■ **GIVEN DATA**
════════════════════

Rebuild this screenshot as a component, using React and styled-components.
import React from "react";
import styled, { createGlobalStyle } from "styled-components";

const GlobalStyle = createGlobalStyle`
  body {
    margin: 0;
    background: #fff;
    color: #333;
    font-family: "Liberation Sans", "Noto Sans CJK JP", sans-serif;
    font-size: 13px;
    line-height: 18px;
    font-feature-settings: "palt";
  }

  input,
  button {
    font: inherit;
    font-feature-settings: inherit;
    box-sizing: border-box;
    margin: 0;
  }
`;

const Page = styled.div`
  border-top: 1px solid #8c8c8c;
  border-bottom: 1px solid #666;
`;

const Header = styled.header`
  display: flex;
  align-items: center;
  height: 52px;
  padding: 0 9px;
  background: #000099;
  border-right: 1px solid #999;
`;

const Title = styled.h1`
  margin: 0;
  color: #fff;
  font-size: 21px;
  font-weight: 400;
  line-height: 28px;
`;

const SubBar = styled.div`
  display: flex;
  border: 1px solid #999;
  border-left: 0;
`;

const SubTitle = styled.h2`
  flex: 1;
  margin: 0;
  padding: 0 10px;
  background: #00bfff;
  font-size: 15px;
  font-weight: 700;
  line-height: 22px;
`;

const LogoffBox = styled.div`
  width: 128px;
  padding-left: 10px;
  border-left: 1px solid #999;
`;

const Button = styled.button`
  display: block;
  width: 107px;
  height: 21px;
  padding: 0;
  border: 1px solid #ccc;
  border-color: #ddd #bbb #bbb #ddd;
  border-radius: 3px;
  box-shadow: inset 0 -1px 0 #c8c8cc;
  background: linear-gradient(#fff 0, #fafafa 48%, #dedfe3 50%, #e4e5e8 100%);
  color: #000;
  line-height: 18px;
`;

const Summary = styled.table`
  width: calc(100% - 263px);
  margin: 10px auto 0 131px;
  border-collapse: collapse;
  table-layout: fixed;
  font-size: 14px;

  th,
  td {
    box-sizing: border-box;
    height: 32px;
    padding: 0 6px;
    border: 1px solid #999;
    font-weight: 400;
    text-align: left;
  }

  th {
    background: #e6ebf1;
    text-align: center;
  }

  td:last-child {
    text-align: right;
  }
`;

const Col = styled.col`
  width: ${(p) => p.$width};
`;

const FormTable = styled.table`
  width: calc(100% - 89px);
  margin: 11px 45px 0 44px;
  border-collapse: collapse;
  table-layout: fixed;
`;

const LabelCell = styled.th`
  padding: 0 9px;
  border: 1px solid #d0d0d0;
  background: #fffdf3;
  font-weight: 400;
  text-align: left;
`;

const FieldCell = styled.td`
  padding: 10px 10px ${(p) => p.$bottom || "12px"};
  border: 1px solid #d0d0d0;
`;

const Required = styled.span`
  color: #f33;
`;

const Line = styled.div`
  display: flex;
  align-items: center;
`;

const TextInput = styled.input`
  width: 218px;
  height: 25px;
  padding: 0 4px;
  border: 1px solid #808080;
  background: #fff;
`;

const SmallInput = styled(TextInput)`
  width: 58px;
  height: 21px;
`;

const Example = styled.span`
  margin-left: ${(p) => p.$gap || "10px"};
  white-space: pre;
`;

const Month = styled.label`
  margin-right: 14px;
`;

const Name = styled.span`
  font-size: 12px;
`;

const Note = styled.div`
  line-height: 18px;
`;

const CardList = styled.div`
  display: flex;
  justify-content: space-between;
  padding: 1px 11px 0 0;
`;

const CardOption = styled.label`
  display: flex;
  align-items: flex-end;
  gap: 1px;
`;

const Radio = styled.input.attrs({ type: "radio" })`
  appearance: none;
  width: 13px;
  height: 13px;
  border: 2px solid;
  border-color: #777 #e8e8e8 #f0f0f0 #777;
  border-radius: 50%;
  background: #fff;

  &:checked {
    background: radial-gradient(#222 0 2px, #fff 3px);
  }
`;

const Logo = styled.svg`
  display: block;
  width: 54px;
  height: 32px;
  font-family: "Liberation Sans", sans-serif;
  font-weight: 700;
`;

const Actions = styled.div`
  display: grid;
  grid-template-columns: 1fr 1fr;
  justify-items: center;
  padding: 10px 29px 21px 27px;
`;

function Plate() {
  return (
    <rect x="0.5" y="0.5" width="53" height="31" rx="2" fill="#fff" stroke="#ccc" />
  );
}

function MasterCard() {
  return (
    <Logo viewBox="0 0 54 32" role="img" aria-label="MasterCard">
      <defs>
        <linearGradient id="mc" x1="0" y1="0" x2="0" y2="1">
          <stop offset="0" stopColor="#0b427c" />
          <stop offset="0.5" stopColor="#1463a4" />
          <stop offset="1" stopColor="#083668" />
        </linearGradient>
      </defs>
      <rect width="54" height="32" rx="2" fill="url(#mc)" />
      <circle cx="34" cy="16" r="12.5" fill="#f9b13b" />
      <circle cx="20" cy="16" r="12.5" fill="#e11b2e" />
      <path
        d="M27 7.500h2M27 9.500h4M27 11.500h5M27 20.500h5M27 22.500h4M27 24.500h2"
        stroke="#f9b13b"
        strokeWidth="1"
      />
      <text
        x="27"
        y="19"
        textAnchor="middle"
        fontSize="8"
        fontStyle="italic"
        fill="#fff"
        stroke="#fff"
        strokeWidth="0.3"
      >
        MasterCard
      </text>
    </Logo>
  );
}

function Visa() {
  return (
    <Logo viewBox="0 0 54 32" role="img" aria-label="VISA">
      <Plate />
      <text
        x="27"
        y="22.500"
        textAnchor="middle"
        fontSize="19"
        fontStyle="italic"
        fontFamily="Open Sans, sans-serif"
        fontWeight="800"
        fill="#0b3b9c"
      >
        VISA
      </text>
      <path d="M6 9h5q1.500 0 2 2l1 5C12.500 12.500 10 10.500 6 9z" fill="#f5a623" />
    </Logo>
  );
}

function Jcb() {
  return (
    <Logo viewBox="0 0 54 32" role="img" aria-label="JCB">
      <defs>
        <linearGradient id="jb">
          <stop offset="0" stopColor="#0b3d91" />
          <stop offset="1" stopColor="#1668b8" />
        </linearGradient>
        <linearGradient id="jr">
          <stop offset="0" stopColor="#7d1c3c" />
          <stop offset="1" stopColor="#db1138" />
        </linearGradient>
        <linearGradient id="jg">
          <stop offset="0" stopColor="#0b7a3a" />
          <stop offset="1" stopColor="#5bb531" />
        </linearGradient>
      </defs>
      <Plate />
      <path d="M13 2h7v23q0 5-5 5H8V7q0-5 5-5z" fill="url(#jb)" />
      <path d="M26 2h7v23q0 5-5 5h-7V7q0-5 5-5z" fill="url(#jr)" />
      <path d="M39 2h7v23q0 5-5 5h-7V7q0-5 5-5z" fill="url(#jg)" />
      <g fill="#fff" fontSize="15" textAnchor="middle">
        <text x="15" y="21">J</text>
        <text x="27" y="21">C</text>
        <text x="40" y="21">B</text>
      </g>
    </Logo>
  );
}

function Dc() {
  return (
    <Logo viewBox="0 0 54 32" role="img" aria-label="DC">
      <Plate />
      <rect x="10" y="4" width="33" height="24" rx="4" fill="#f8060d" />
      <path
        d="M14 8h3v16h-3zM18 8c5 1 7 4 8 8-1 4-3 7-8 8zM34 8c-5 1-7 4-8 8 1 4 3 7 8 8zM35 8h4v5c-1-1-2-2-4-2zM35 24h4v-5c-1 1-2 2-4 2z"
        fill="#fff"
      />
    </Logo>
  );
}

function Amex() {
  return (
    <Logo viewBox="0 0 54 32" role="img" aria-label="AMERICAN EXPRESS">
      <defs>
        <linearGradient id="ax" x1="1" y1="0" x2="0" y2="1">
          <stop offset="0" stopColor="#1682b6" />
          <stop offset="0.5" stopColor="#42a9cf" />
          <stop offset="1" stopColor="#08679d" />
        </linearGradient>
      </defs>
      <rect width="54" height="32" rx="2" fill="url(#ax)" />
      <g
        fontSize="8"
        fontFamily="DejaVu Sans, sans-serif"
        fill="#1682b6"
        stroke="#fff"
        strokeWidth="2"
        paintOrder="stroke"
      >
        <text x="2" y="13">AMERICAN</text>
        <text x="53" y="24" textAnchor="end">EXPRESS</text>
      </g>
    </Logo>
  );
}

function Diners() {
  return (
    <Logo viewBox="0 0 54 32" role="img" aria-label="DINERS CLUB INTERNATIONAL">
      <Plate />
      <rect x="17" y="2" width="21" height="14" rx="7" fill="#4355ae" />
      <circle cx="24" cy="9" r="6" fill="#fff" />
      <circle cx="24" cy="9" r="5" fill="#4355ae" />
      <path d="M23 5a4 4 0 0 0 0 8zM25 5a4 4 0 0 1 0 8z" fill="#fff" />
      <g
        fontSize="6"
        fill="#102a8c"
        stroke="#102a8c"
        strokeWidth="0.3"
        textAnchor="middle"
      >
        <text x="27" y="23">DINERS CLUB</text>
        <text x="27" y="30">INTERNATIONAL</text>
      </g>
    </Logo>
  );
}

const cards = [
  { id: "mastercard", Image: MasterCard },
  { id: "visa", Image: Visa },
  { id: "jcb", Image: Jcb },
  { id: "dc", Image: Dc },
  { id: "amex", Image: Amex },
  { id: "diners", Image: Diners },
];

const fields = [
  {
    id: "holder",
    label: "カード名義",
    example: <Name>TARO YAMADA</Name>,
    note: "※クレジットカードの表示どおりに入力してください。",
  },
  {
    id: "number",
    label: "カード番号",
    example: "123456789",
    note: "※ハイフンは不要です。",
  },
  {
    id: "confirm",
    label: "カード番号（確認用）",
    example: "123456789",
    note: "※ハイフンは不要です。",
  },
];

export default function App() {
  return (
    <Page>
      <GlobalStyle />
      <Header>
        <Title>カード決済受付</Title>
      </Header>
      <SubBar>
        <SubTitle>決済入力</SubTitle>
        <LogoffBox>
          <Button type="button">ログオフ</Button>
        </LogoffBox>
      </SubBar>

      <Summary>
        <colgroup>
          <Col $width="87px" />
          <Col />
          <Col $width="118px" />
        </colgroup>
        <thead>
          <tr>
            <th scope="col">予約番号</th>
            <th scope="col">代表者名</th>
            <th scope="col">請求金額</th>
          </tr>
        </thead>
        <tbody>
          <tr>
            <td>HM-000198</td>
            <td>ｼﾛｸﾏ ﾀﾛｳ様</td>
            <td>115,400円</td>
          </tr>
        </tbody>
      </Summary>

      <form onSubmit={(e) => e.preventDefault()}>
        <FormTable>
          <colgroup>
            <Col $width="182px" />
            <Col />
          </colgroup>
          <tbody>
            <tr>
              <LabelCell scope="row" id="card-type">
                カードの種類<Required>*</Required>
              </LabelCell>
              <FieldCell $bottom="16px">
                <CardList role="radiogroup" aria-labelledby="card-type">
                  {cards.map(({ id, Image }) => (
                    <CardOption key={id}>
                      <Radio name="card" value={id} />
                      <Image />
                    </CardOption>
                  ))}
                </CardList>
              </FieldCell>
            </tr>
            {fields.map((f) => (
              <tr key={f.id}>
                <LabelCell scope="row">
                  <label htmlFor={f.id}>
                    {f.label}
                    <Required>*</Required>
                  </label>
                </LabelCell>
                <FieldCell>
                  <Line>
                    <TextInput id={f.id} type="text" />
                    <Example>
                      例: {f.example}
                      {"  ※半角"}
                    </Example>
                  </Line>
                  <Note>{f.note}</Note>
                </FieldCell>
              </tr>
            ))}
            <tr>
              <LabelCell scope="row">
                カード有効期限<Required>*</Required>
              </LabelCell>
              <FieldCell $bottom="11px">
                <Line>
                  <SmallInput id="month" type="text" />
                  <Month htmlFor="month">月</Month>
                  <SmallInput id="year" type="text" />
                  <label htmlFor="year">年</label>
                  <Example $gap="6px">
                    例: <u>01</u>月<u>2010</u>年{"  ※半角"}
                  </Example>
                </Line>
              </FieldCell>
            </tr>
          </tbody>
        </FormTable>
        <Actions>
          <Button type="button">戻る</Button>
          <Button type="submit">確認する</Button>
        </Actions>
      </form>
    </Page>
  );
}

════════════════════

■ **WHAT TO WORK ON**
Exactly as they stand, set down the lines from the top of the data through the line with "font-size: 14px;".

■ **PROBLEM SOLUTION**
Rebuild this screenshot as a component, using React and styled-components.
import React from "react";
import styled, { createGlobalStyle } from "styled-components";

const GlobalStyle = createGlobalStyle`
  body {
    margin: 0;
    background: #fff;
    color: #333;
    font-family: "Liberation Sans", "Noto Sans CJK JP", sans-serif;
    font-size: 13px;
    line-height: 18px;
    font-feature-settings: "palt";
  }

  input,
  button {
    font: inherit;
    font-feature-settings: inherit;
    box-sizing: border-box;
    margin: 0;
  }
`;

const Page = styled.div`
  border-top: 1px solid #8c8c8c;
  border-bottom: 1px solid #666;
`;

const Header = styled.header`
  display: flex;
  align-items: center;
  height: 52px;
  padding: 0 9px;
  background: #000099;
  border-right: 1px solid #999;
`;

const Title = styled.h1`
  margin: 0;
  color: #fff;
  font-size: 21px;
  font-weight: 400;
  line-height: 28px;
`;

const SubBar = styled.div`
  display: flex;
  border: 1px solid #999;
  border-left: 0;
`;

const SubTitle = styled.h2`
  flex: 1;
  margin: 0;
  padding: 0 10px;
  background: #00bfff;
  font-size: 15px;
  font-weight: 700;
  line-height: 22px;
`;

const LogoffBox = styled.div`
  width: 128px;
  padding-left: 10px;
  border-left: 1px solid #999;
`;

const Button = styled.button`
  display: block;
  width: 107px;
  height: 21px;
  padding: 0;
  border: 1px solid #ccc;
  border-color: #ddd #bbb #bbb #ddd;
  border-radius: 3px;
  box-shadow: inset 0 -1px 0 #c8c8cc;
  background: linear-gradient(#fff 0, #fafafa 48%, #dedfe3 50%, #e4e5e8 100%);
  color: #000;
  line-height: 18px;
`;

const Summary = styled.table`
  width: calc(100% - 263px);
  margin: 10px auto 0 131px;
  border-collapse: collapse;
  table-layout: fixed;
  font-size: 14px;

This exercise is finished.